A SOUTHBOURNE convenience store will be allowed to sell alcohol, despite former license breaches at the premises, councillors have decided.

Following a two-hour meeting yesterday they decided that More the Merrier in Kimberley Road should be allowed to continue selling alcohol but with strict restrictions.

Owner Muzaffer Oksuz - who does not hold a license to sell alcohol - was told that a personal licence holder would have to be present on the premises 'at all times that alcohol sales are made'.

A new Designated Premises Supervisor was agreed, and the hearing was told that along with Mr Oksuz's wife, who is a license holder, two other licensees were now agreed for the premises.

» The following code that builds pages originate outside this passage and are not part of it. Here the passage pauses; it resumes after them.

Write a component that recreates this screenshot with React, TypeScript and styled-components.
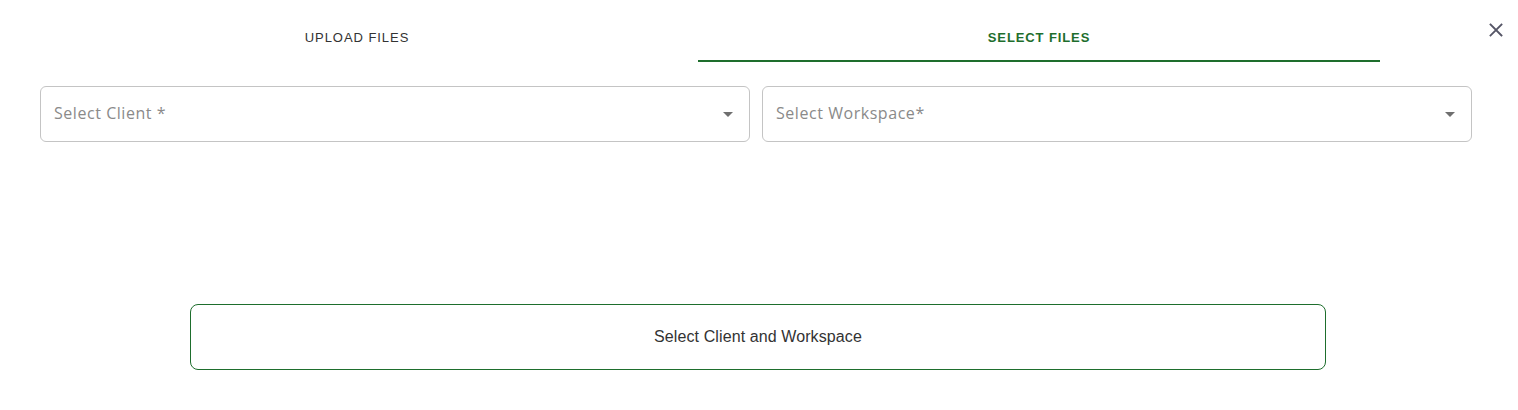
import React from "react";
import styled, { createGlobalStyle } from "styled-components";

const GlobalStyle = createGlobalStyle`
  html, body { margin: 0; padding: 0; background: #ffffff; }
  body { font-family: "Liberation Sans", Arial, sans-serif; }
`;

const GREEN = "#1e6e2d";

const Page = styled.div`
  width: 1518px;
  height: 410px;
  position: relative;
  background: #fff;
`;

const Header = styled.div`
  display: flex;
  padding-top: 14px;
  padding-left: 16px;
`;

const Tabs = styled.div`
  display: grid;
  grid-template-columns: 682px 682px;
`;

const Tab = styled.div<{ $active?: boolean }>`
  height: 46px;
  display: flex;
  align-items: center;
  justify-content: center;
  font-family: "Liberation Sans", Arial, sans-serif;
  font-size: 13px;
  letter-spacing: ${(p) => (p.$active ? "0.9px" : "0.95px")};
  font-weight: ${(p) => (p.$active ? 700 : 400)};
  color: ${(p) => (p.$active ? GREEN : "#333")};
  border-bottom: 2px solid ${(p) => (p.$active ? GREEN : "transparent")};
`;

const Close = styled.button`
  position: absolute;
  top: 20px;
  right: 12px;
  width: 20px;
  height: 20px;
  padding: 0;
  border: none;
  background: transparent;
  display: flex;
  align-items: center;
  justify-content: center;
`;

const SelectRow = styled.div`
  display: grid;
  grid-template-columns: 1fr 1fr;
  gap: 12px;
  padding: 24px 46px 0 40px;
`;

const SelectBox = styled.div`
  height: 56px;
  box-sizing: border-box;
  border: 1px solid #c4c4c4;
  border-radius: 6px;
  display: flex;
  align-items: center;
  justify-content: space-between;
  padding: 0 16px 0 13px;
`;

const Placeholder = styled.span`
  font-family: "Open Sans", "Noto Sans", sans-serif;
  font-size: 16px;
  letter-spacing: 0.55px;
  color: #8a8a8a;
  padding-bottom: 2px;
`;

const Caret = styled.span`
  width: 0;
  height: 0;
  border-left: 5px solid transparent;
  border-right: 5px solid transparent;
  border-top: 5px solid #6f6f6f;
`;

const ButtonWrap = styled.div`
  display: flex;
  justify-content: center;
  padding-top: 162px;
  padding-right: 2px;
`;

const ActionButton = styled.button`
  width: 1136px;
  height: 66px;
  box-sizing: border-box;
  border: 1px solid ${GREEN};
  border-radius: 8px;
  background: #fff;
  font-family: "Liberation Sans", Arial, sans-serif;
  font-size: 16px;
  letter-spacing: 0.1px;
  color: #333;
`;

export default function App() {
  return (
    <Page>
      <GlobalStyle />
      <Header>
        <Tabs>
          <Tab>UPLOAD FILES</Tab>
          <Tab $active>SELECT FILES</Tab>
        </Tabs>
      </Header>
      <Close aria-label="close">
        <svg width="14" height="14" viewBox="0 0 14 14">
          <path d="M1.5 1.5 L12.5 12.5 M12.5 1.5 L1.5 12.5" stroke="#555566" strokeWidth="1.8" strokeLinecap="square" fill="none" />
        </svg>
      </Close>
      <SelectRow>
        <SelectBox>
          <Placeholder>Select Client *</Placeholder>
          <Caret />
        </SelectBox>
        <SelectBox>
          <Placeholder>Select Workspace*</Placeholder>
          <Caret />
        </SelectBox>
      </SelectRow>
      <ButtonWrap>
        <ActionButton>Select Client and Workspace</ActionButton>
      </ButtonWrap>
    </Page>
  );
}
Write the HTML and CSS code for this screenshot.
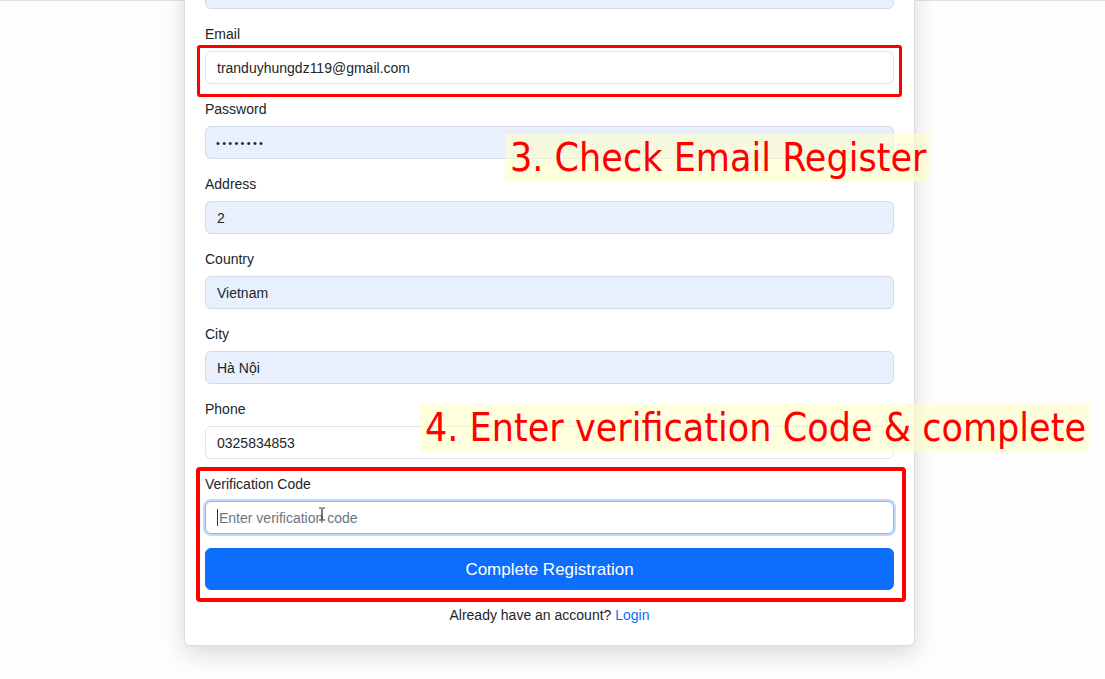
FILE: index.html
```html
<!DOCTYPE html>
<html lang="en">
<head>
<meta charset="utf-8">
<title>Register</title>
<link rel="stylesheet" href="styles.css">
</head>
<body>
<div class="topline"></div>
<main class="page">
  <form class="card">
    <div class="group first">
      <div class="input autofill"></div>
    </div>
    <div class="group">
      <label class="label">Email</label>
      <div class="input">tranduyhungdz119@gmail.com</div>
    </div>
    <div class="group">
      <label class="label">Password</label>
      <div class="input autofill dots">••••••••</div>
    </div>
    <div class="group">
      <label class="label">Address</label>
      <div class="input autofill">2</div>
    </div>
    <div class="group">
      <label class="label">Country</label>
      <div class="input autofill">Vietnam</div>
    </div>
    <div class="group">
      <label class="label">City</label>
      <div class="input autofill">Hà Nội</div>
    </div>
    <div class="group">
      <label class="label">Phone</label>
      <div class="input">0325834853</div>
    </div>
    <div class="group last">
      <label class="label">Verification Code</label>
      <div class="input focus"><span class="caret"></span><span class="placeholder">Enter verification code</span>
        <svg class="ibeam" width="8" height="14" viewBox="0 0 8 14"><path d="M1 1h2.5M4.5 1H7M4 1.5v11M1 13h2.5M4.5 13H7" stroke="#222" stroke-width="1.2" fill="none"/></svg>
      </div>
    </div>
    <button type="button" class="btn">Complete Registration</button>
    <p class="foot">Already have an account? <a class="link">Login</a></p>
  </form>
</main>
<div class="mark mark-email"></div>
<div class="mark mark-verify"></div>
<div class="note note-1">3. Check Email Register</div>
<div class="note note-2">4. Enter verification Code &amp; complete</div>
</body>
</html>
```

FILE: styles.css
```css
* { box-sizing: border-box; }
html, body { margin: 0; padding: 0; }
body {
  background: #fdfdfd;
  font-family: "Liberation Sans", Arial, sans-serif;
  color: #212529;
  width: 1105px;
  height: 679px;
  overflow: hidden;
  position: relative;
}
.topline {
  height: 1px;
  background: #e3e3e3;
}
.page {
  display: flex;
}
.card {
  width: 731px;
  margin: -26px 0 0 184px;
  background: #fff;
  border: 1px solid #dcdcdc;
  border-radius: 6px;
  padding: 0 20px 20px;
  box-shadow: 0 8px 22px rgba(0,0,0,0.14);
  display: flex;
  flex-direction: column;
  position: relative;
  z-index: 1;
}
.group {
  display: flex;
  flex-direction: column;
  margin-bottom: 16px;
}
.group.last { margin-bottom: 14px; }
.label {
  font-size: 14px;
  line-height: 18px;
  margin-bottom: 8px;
  color: #212529;
}
.input {
  height: 33px;
  border: 1px solid #dee2e6;
  border-radius: 6px;
  background: #fff;
  padding: 0 11px;
  font-size: 14px;
  line-height: 32px;
  color: #212529;
  position: relative;
}
.input.autofill {
  background: #e8f0fe;
  border-color: #cfdaeb;
}
.input.dots {
  font-size: 11px;
  letter-spacing: 2.3px;
  padding-left: 10px;
}
.input.focus {
  border-color: #86b7fe;
  box-shadow: 0 0 0 2px rgba(13,110,253,0.25);
  display: flex;
  align-items: center;
}
.caret {
  width: 1px;
  height: 17px;
  background: #333;
  margin-right: 1px;
}
.placeholder { color: #6c757d; }
.ibeam {
  position: absolute;
  left: 112px;
  top: 5px;
}
.btn {
  height: 42px;
  border: 1px solid #0d6efd;
  border-radius: 6px;
  background: #0d6efd;
  color: #fff;
  font-family: "Liberation Sans", Arial, sans-serif;
  font-size: 17px;
  padding: 0 0 0 0;
  line-height: 42px;
}
.foot {
  margin: 15px 0 0;
  text-align: center;
  font-size: 14px;
  line-height: 20px;
  color: #212529;
}
.link { color: #0d6efd; text-decoration: none; }

.mark {
  position: absolute;
  border: 3px solid #ff0000;
  border-radius: 3px;
  z-index: 2;
}
.mark-email { left: 197px; top: 45px; width: 705px; height: 52px; }
.mark-verify { left: 196px; top: 467px; width: 710px; height: 135px; border-width: 4px; border-radius: 4px; }

.note {
  position: absolute;
  z-index: 3;
  background: rgba(255, 255, 200, 0.6);
  color: #ff0000;
  font-family: "DejaVu Sans Condensed", "DejaVu Sans", sans-serif;
  font-size: 39px;
  line-height: 48px;
  padding: 0 3px 0 5px;
  white-space: nowrap;
}
.note-1 { left: 505px; top: 134px; }
.note-2 { left: 420px; top: 404px; }
```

In September, Dorset Police requested a review of of the licence of More the Merrier in Kimberley Road, claiming that owner Muzaffer Oksuz had repeatedly breached a condition banning him from selling alcohol on the premises.

The condition was made following a hearing in 2007 when Mr Oksuz was fined in court after admitting selling alcohol to minors.

In September police said: "We can evidence that the premises licence holder Mustaffer Oksuz has consistently sold alcohol at the premises since 2008."

However, they had agreed to a mediation process to explore possible solutions to the issue so long as they were 'robustly adhered to'. The committee was told that more than 100 customers had signed a petition asking for the store to keep its license and councillors heard that being unable to sell alcohol would not make it viable.

The committee was told by Licensing Consultant David Ramsey that after the breach hearing on 2008, Mr Oksuz's solicitor had been closed down by the regulatory authority.

He said the shopkeeper had not understood he was banned from selling alcohol personally after the initial ban because: "There was no correspondence in the file from the solicitor who dealt with the appeal and although ignorance is not a defence he was not aware of the condition."

Following the hearing Mr Oksuz said he was 'very happy' with the decision and that his store's customers would be too.